● Given data:
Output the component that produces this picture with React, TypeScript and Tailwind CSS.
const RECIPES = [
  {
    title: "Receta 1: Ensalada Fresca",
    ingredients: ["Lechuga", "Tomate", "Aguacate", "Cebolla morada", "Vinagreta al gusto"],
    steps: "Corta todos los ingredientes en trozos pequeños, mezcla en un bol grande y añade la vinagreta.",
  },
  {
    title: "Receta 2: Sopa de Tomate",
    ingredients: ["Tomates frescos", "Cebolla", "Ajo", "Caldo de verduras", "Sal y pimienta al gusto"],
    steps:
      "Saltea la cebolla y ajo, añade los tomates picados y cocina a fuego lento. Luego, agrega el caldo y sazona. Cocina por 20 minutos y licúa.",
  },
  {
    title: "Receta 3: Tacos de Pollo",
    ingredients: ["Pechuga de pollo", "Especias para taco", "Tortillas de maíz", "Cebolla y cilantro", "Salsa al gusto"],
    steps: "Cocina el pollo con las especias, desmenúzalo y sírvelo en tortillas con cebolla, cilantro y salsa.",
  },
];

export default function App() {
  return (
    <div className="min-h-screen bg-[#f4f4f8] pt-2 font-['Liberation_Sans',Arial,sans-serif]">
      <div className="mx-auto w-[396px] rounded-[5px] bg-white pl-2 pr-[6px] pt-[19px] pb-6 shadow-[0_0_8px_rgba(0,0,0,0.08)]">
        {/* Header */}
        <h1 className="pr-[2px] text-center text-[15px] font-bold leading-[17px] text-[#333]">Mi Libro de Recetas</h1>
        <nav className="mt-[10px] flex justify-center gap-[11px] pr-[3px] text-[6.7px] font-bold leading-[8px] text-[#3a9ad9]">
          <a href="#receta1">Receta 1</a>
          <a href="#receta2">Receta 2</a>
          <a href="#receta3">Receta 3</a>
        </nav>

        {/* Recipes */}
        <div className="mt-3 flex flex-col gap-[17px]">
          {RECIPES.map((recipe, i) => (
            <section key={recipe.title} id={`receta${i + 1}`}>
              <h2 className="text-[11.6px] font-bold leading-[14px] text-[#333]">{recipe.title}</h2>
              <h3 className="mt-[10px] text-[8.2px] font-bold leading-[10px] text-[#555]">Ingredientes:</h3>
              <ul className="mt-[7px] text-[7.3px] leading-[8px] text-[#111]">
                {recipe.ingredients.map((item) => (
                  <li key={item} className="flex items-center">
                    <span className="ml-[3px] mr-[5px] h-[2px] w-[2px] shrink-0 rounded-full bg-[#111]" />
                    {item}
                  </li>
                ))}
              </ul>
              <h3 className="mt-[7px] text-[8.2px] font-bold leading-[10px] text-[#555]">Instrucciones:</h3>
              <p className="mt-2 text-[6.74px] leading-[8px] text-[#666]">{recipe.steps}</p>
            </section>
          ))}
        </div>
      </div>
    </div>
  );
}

● Task details: Your task is to repeat each line of the material exactly.

● Exercise response:
Output the component that produces this picture with React, TypeScript and Tailwind CSS.
const RECIPES = [
  {
    title: "Receta 1: Ensalada Fresca",
    ingredients: ["Lechuga", "Tomate", "Aguacate", "Cebolla morada", "Vinagreta al gusto"],
    steps: "Corta todos los ingredientes en trozos pequeños, mezcla en un bol grande y añade la vinagreta.",
  },
  {
    title: "Receta 2: Sopa de Tomate",
    ingredients: ["Tomates frescos", "Cebolla", "Ajo", "Caldo de verduras", "Sal y pimienta al gusto"],
    steps:
      "Saltea la cebolla y ajo, añade los tomates picados y cocina a fuego lento. Luego, agrega el caldo y sazona. Cocina por 20 minutos y licúa.",
  },
  {
    title: "Receta 3: Tacos de Pollo",
    ingredients: ["Pechuga de pollo", "Especias para taco", "Tortillas de maíz", "Cebolla y cilantro", "Salsa al gusto"],
    steps: "Cocina el pollo con las especias, desmenúzalo y sírvelo en tortillas con cebolla, cilantro y salsa.",
  },
];

export default function App() {
  return (
    <div className="min-h-screen bg-[#f4f4f8] pt-2 font-['Liberation_Sans',Arial,sans-serif]">
      <div className="mx-auto w-[396px] rounded-[5px] bg-white pl-2 pr-[6px] pt-[19px] pb-6 shadow-[0_0_8px_rgba(0,0,0,0.08)]">
        {/* Header */}
        <h1 className="pr-[2px] text-center text-[15px] font-bold leading-[17px] text-[#333]">Mi Libro de Recetas</h1>
        <nav className="mt-[10px] flex justify-center gap-[11px] pr-[3px] text-[6.7px] font-bold leading-[8px] text-[#3a9ad9]">
          <a href="#receta1">Receta 1</a>
          <a href="#receta2">Receta 2</a>
          <a href="#receta3">Receta 3</a>
        </nav>

        {/* Recipes */}
        <div className="mt-3 flex flex-col gap-[17px]">
          {RECIPES.map((recipe, i) => (
            <section key={recipe.title} id={`receta${i + 1}`}>
              <h2 className="text-[11.6px] font-bold leading-[14px] text-[#333]">{recipe.title}</h2>
              <h3 className="mt-[10px] text-[8.2px] font-bold leading-[10px] text-[#555]">Ingredientes:</h3>
              <ul className="mt-[7px] text-[7.3px] leading-[8px] text-[#111]">
                {recipe.ingredients.map((item) => (
                  <li key={item} className="flex items-center">
                    <span className="ml-[3px] mr-[5px] h-[2px] w-[2px] shrink-0 rounded-full bg-[#111]" />
                    {item}
                  </li>
                ))}
              </ul>
              <h3 className="mt-[7px] text-[8.2px] font-bold leading-[10px] text-[#555]">Instrucciones:</h3>
              <p className="mt-2 text-[6.74px] leading-[8px] text-[#666]">{recipe.steps}</p>
            </section>
          ))}
        </div>
      </div>
    </div>
  );
}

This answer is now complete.